Un autre aspect à dégager de ce décret- loi 22/2022 c’est la recherche d’épargner les membres des poursuites en leur conférant une immunité qui garantie presque qu’on cas de fraude ou violations des normes qui cadrent leurs interventions bien sûr ils sont responsables seulement devant le président de la République qui a déjà limogé deux membres. En revanche les pouvoirs au sein de l’ISIE sont plus concentrés entre les mains de son président nommés par le président. Pour résumer l’ISIE est devenue l’instance présidentiel pour les élections autrement dit pour les élections surtout les présidentielles le président Kais Said est structurellement et institutionnellement juge et partie.

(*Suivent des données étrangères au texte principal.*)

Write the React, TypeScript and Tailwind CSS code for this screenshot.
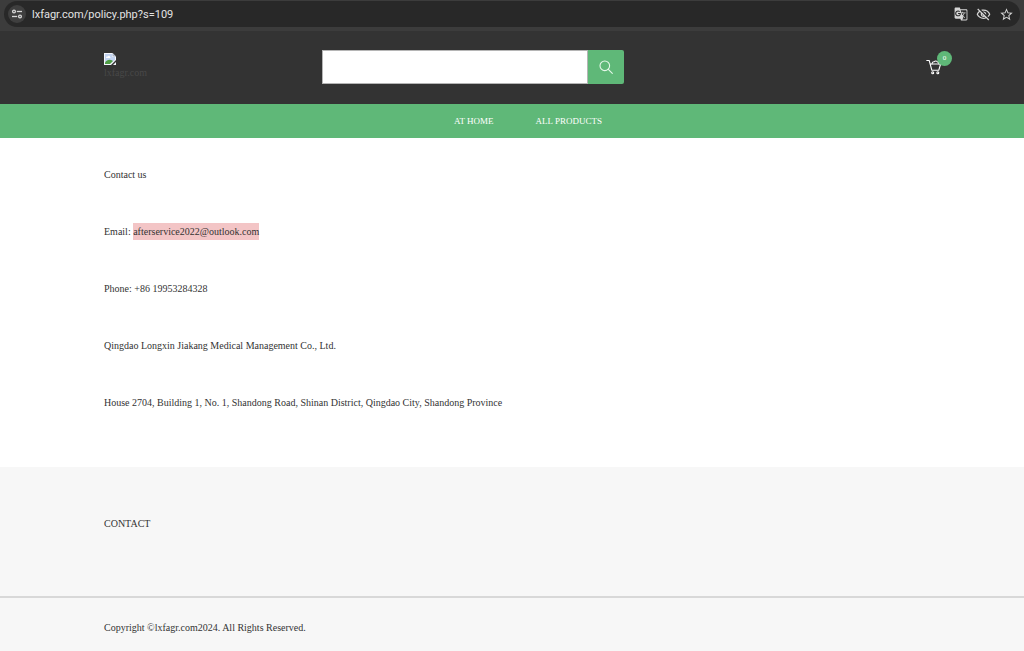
import { useState } from "react";
import { MdGTranslate, MdOutlineVisibilityOff, MdStarBorder } from "react-icons/md";

const policyLines = [
  "Phone: +86 19953284328",
  "Qingdao Longxin Jiakang Medical Management Co., Ltd.",
  "House 2704, Building 1, No. 1, Shandong Road, Shinan District, Qingdao City, Shandong Province",
];

function TuneIcon() {
  return (
    <svg viewBox="0 0 12 12" className="w-3 h-3" fill="none" stroke="#d6d6d6" strokeWidth="1.3">
      <circle cx="3" cy="3.500" r="1.400" />
      <path d="M5.800 3.500H11" />
      <circle cx="9" cy="8.500" r="1.400" />
      <path d="M1 8.500H6.200" />
    </svg>
  );
}

function BrokenImage() {
  return (
    <svg viewBox="0 0 12 12" className="w-3 h-3">
      <path d="M0 0h8.500L12 3.500V7L7 12H0z" fill="#f4f7fc" />
      <path d="M1 1h7v3h3v3L5 11H1z" fill="#c3d4f2" />
      <path d="M2 4.600c0-1 1-1.400 1.700-1 .5-1.200 2.300-.9 2.300.4.700 0 .8 1 0 1H2.500c-.3 0-.5-.2-.5-.4z" fill="#fff" />
      <path d="M1 11V9.500C3 6.500 6 6 9 8l-3 3z" fill="#4f9d45" />
      <path d="M12 9v3H9z" fill="#f4f7fc" />
      <path d="M8.500 0v3.500H12z" fill="#a9b4c6" />
    </svg>
  );
}

function CartIcon() {
  return (
    <svg viewBox="0 0 16 16" className="w-4 h-4" fill="none" stroke="#fff" strokeWidth="1.100" strokeLinecap="round" strokeLinejoin="round">
      <path d="M.8 1.500h2.400l2.600 9.700h7L14.600 5H4.300" />
      <path d="M6 5c.2-1.600 1.100-2.400 2.200-2.200C9 1.600 11 1.800 11.500 3c1 0 1.500.8 1.500 2" />
      <circle cx="6.700" cy="13.800" r="1" />
      <circle cx="11.800" cy="13.800" r="1" />
    </svg>
  );
}

function BrowserBar() {
  return (
    <div className="bg-[#3c3c3c] px-1 pt-px pb-1">
      <div className="flex items-center h-[26px] rounded-full bg-[#282828] pl-1 pr-1.5 text-[#d6d6d6]">
        <button aria-label="Site information" className="w-[18px] h-[18px] rounded-full bg-[#3f3f3f] flex items-center justify-center">
          <TuneIcon />
        </button>
        <input aria-label="Address" defaultValue="lxfagr.com/policy.php?s=109" className="flex-1 min-w-0 ml-1.5 bg-transparent font-[Roboto,sans-serif] text-[11px] text-[#e3e3e3] outline-none" />
        <div className="flex items-center gap-2">
          <button aria-label="Translate this page"><MdGTranslate className="w-[14px] h-[14px]" /></button>
          <button aria-label="Third-party cookies blocked"><MdOutlineVisibilityOff className="w-[15px] h-[15px]" /></button>
          <button aria-label="Bookmark this page"><MdStarBorder className="w-[15px] h-[15px]" /></button>
        </div>
      </div>
    </div>
  );
}

export default function App() {
  const [query, setQuery] = useState("");

  return (
    <div className="min-h-screen flex flex-col bg-white font-['Liberation_Serif',serif] text-[10px] leading-[17px] text-[#333]">
      <BrowserBar />

      <header className="bg-[#333] h-[73px] pl-[104px] pr-[72px] pb-px flex items-center">
        <a href="#" className="w-[218px] shrink-0 text-[#484848] leading-3">
          <BrokenImage />
          <span className="block mt-0.5 mb-0.5">lxfagr.com</span>
        </a>
        <form onSubmit={e => e.preventDefault()} className="flex w-[302px] h-[34px]">
          <input
            type="search"
            aria-label="Search"
            value={query}
            onChange={e => setQuery(e.target.value)}
            className="flex-1 min-w-0 bg-white border border-[#b5b5b5] px-2 outline-none"
          />
          <button aria-label="Submit search" className="w-9 bg-[#5fb878] rounded-r-xs flex items-center justify-center">
            <svg viewBox="0 0 14 14" className="w-3.5 h-3.5" fill="none" stroke="#e6f7ea" strokeWidth="1.100" strokeLinecap="round">
              <circle cx="5.800" cy="5.800" r="4.800" />
              <path d="M9.300 9.300l4 4" />
            </svg>
          </button>
        </form>
        <a href="#" aria-label="Cart" className="relative ml-auto w-[26px]">
          <CartIcon />
          <span className="absolute right-0 -top-2 w-[15px] h-[15px] rounded-full bg-[#5fb878] text-white text-[7px] leading-[15px] text-center">0</span>
        </a>
      </header>

      <nav className="bg-[#5fb878] h-[34px] pl-[104px] pr-[72px] flex items-center justify-center gap-10 text-white text-[9px]">
        <a href="#" className="px-px">AT HOME</a>
        <a href="#" className="px-px">ALL PRODUCTS</a>
      </nav>

      <main className="pl-[104px] pr-[72px] pt-7 pb-14 flex flex-col gap-10">
        <p>Contact us</p>
        <p>
          Email: <span className="inline-block bg-[#f3c5c6]">afterservice2022@outlook.com</span>
        </p>
        {policyLines.map(line => (
          <p key={line}>{line}</p>
        ))}
      </main>

      <footer className="flex-1 bg-[#f7f7f7]">
        <div className="pl-[104px] pr-[72px] pt-12 pb-16 border-b-2 border-[#d8d8d8]">
          <h2>CONTACT</h2>
        </div>
        <p className="pl-[104px] pr-[72px] pt-[21px]">Copyright ©lxfagr.com2024. All Rights Reserved.</p>
      </footer>
    </div>
  );
}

Accaparer l’instance électorale ne semblait pas satisfaire le projet du président il intervient toujours avec ses décrets-lois pour modifier la loi électorale ainsi le 01 juin 2022 le décret-loi présidentiel 34/2022 et le 15 septembre 2022 viennent modifier la loi organique 16/2014 relative aux élections et au referendum pour les mêmes fins à savoir contrôler la volonté des électeurs et moins de transparence et de démocratie.
Avec tout ces interventions du président de la République lui-même sans aucun débat avec qui que soit encore moins un débat sociétal ou un processus collégiale instaure les nouveaux règles du jeu qui réduisent le processus électoral a une formalité nécessaire pour une vitrine démocratique si ce n’est un étal pour donner l’illusion d’une image d’un semblant démocratique requise pour rester fréquentable au vue de certains gouvernements et organisations internationales indispensables pour la survie du régime . dans se cadre il est utile de rappeler que la commission de Venise et la Cour africaine des droits de l’homme ont condamné l’œuvre de Kais Said de détricotage des acquis démocratique en Tunisie d’ailleurs la dite Cour a ordonné le retour à la démocratie constitutionnelle et c’est sur cette base que le parlement européen a décidé avec une large majorité de boycotter les élections législatives de 2022 ces élections sont d’ailleurs objets de pas moins de 3 affaires courantes devant la Cour Africaine des Droits de l’Homme et des Peuples.
Les déclarations des responsables de l’ISIE pour les préparations aux éventuelles élections présidentielles ne présagent rien de correcte quand aux respect des normes constitutionnelles puisqu’on annonce que l’adaptation de la loi électorale aux nouveaux conditions de candidature édictés par la nouvelle constitution sera faite par une décision règlementaire qu’elle va prendre ce qui va à l’encontre de la constitution qui fait de la loi électorale un domaine exclusif des lois organiques et la règle de parallélisme des formes car bien qu’elle est doté de pouvoir réglementaire les décisions de l’ISIE ne peuvent modifier un texte hiérarchiquement supérieur même au fond l’exclusion excessif et la ségrégation à l’encontre d’une catégorie de citoyens et le soupçon qui plane autour de l’instrumentalisation de la condition de la présentation du bulletin n°3 nourrit l’ inconfiance qui règne même si tout le processus électorale est discrédité ab initio les anomalies qu’on a évoqué. Pour le comment donc ni les textes ni les contextes ne peuvent permettre la tenue de vrais élections présidentiels ou aucun minimum de démocratie, transparence, droits de l ‘homme , libertés publiques et égalité entre les candidats n’est garanti voir possible.
[1] C’est sur la page Facebook de la présidence de la république que le communiqué est publié le 02/07/2024 mais pas encore publié au JORT.
[2] C’était en 1973 connue aussi du nom de la guère de Ramadhan ou la guerre de Kipour pour les Israéliens.